Sportscaster knows the score when it comes to vouchers
Sportscaster knows the score when it comes to vouchers
Thursday, April 26, 2007

Leave it to a TV sports reporter to see through muddled logic offered by opponents of school choice in Kentucky.
Reporter Dave Baker gets it because he's also a parent.
Baker, a sports anchor, reporter and account executive at WKYT-TV, the CBS television affiliate in Lexington, does not buy the tomfoolery offered about school choice by editorial writers of the state's two largest newspapers. And Baker said so on a recent edition of Kentucky Educational Television's "Comment on Kentucky."
Courier-Journal editor and columnist David Hawpe droned on about the need to use expanded-gaming revenues in order to fund education properly. Lexington Herald-Leader editorial writer Jamie Lucke said, "theoretically, competition sounds great but it "wouldn't help very many people." Lucke offered no support for her position.
Baker questioned both those calls by the referees for the editorial pages.
He responded this way when asked how he would campaign on education if running for governor: "I'd be a vouchers guy."
For those who primarily read only Hawpe or Lucke, we should clarify: "Voucher" is not a dirty word. Rather, vouchers equal government-issued certificates much like the "GI Bill" does for military veterans.
Vouchers allow parents to choose better schools. And they work not only in America but in other countries, too.

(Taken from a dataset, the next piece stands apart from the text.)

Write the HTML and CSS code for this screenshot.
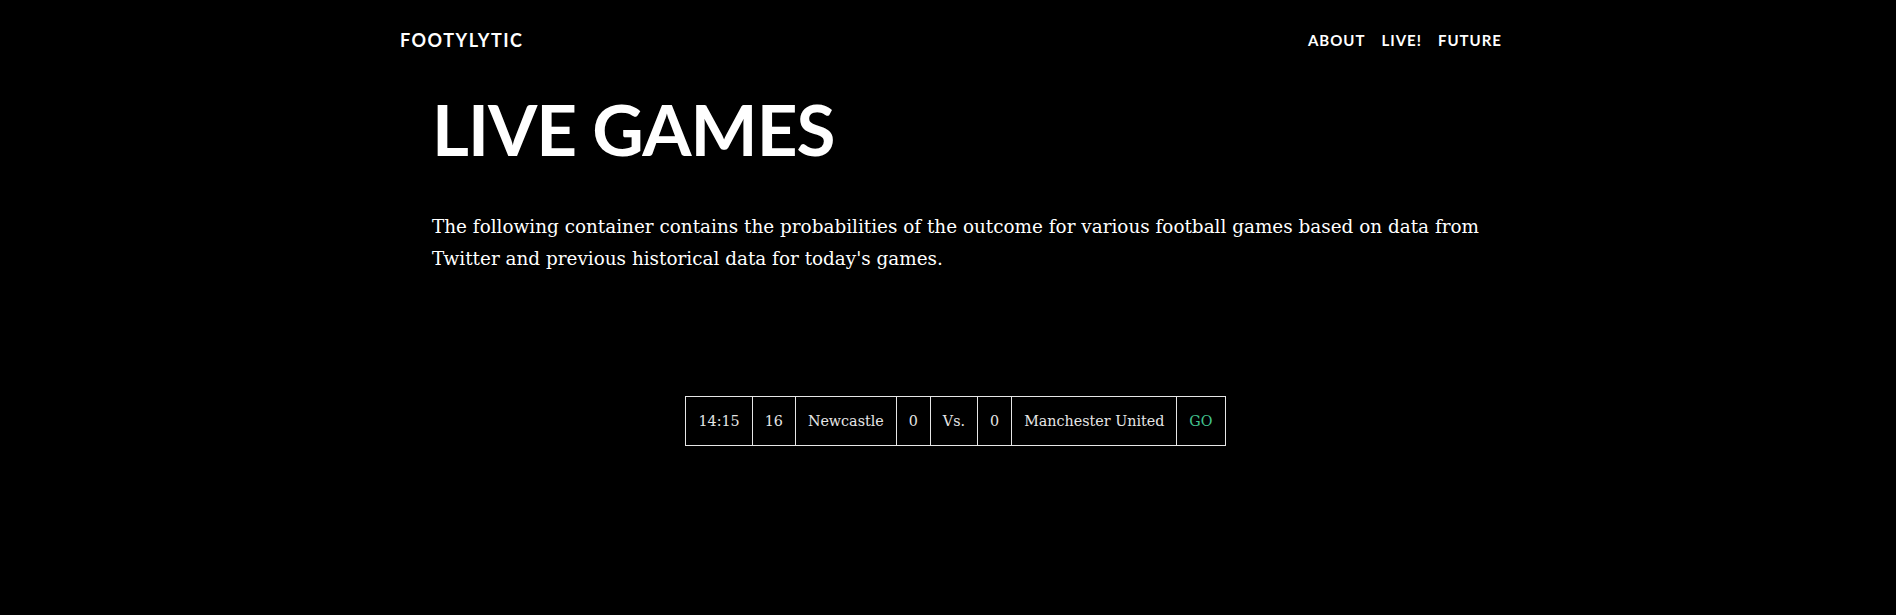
FILE: index.html
```html
<!DOCTYPE html>
<html lang="en">
<head>
<meta charset="utf-8">
<title>Footylytic - Live Games</title>
<link rel="stylesheet" href="styles.css">
</head>
<body>
<header class="navbar">
  <div class="container nav-inner">
    <a class="brand" href="#">Footylytic</a>
    <nav class="nav-links">
      <a href="#">About</a>
      <a href="#">Live!</a>
      <a href="#">Future</a>
    </nav>
  </div>
</header>
<main class="container">
  <section class="intro">
    <h1 class="title">Live Games</h1>
    <p class="lead">The following container contains the probabilities of the outcome for various football games based on data from Twitter and previous historical data for today's games.</p>
    <div class="games">
      <table class="game-table">
        <tr>
          <td>14:15</td>
          <td>16</td>
          <td>Newcastle</td>
          <td>0</td>
          <td>Vs.</td>
          <td>0</td>
          <td>Manchester United</td>
          <td class="go">GO</td>
        </tr>
      </table>
    </div>
  </section>
</main>
</body>
</html>
```
FILE: styles.css
```css
html, body {
  margin: 0;
  background: #000;
  color: #fff;
  font-family: "DejaVu Serif", serif;
}

.container {
  width: 1170px;
  margin: 0 auto;
  box-sizing: border-box;
}

.nav-inner {
  display: flex;
  justify-content: space-between;
  align-items: center;
  height: 80px;
  padding: 0 31px 0 37px;
}

.brand {
  font-family: Lato, sans-serif;
  font-weight: 700;
  font-size: 18px;
  letter-spacing: 1.5px;
  text-transform: uppercase;
  color: #fff;
  text-decoration: none;
}

.nav-links {
  display: flex;
  gap: 16px;
}

.nav-links a {
  font-family: Lato, sans-serif;
  font-weight: 700;
  font-size: 15px;
  letter-spacing: 1px;
  text-transform: uppercase;
  color: #fff;
  text-decoration: none;
}

.intro {
  padding: 0 36px 0 69px;
}

.title {
  margin: 13px 0 0;
  font-family: Lato, sans-serif;
  font-weight: 700;
  font-size: 71px;
  line-height: 72px;
  letter-spacing: -1px;
  text-transform: uppercase;
}

.lead {
  margin: 46px 0 0;
  font-size: 18.4px;
  line-height: 32px;
}

.games {
  display: flex;
  justify-content: center;
  margin-top: 121px;
  padding-right: 18px;
}

.game-table {
  border-collapse: collapse;
  font-size: 14.3px;
  line-height: 24px;
  color: #e6e6e6;
}

.game-table td {
  border: 1px solid #e6e6e6;
  padding: 12px 12px;
  text-align: center;
  white-space: nowrap;
}

.game-table .go {
  color: #42c28f;
}
```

In Sweden not exactly a Mecca of free-market fervor all parents, regardless of income, can receive vouchers to place students in public or independent schools of their choice.
Before school-choice reform took hold in Sweden, few independent schools existed. But the number of children attending independent schools in Sweden rose from 15,000 in 1993 when vouchers became available to 100,000 in 2004. Research also indicates that mathematics grades and test scores for Sweden's public-school students continue to improve as competition increases.
School choice represents a rising tide that lifts all boats.
Besides, if using a school-choice policy wouldn't help very many people, why not allow the few that would benefit to receive vouchers? Of course, that would negate Hawpe's "call" that vouchers would "destroy the public schools, which are the legacy in our state."
Sometimes the "official" makes the bad call, and the sportscaster gets it right.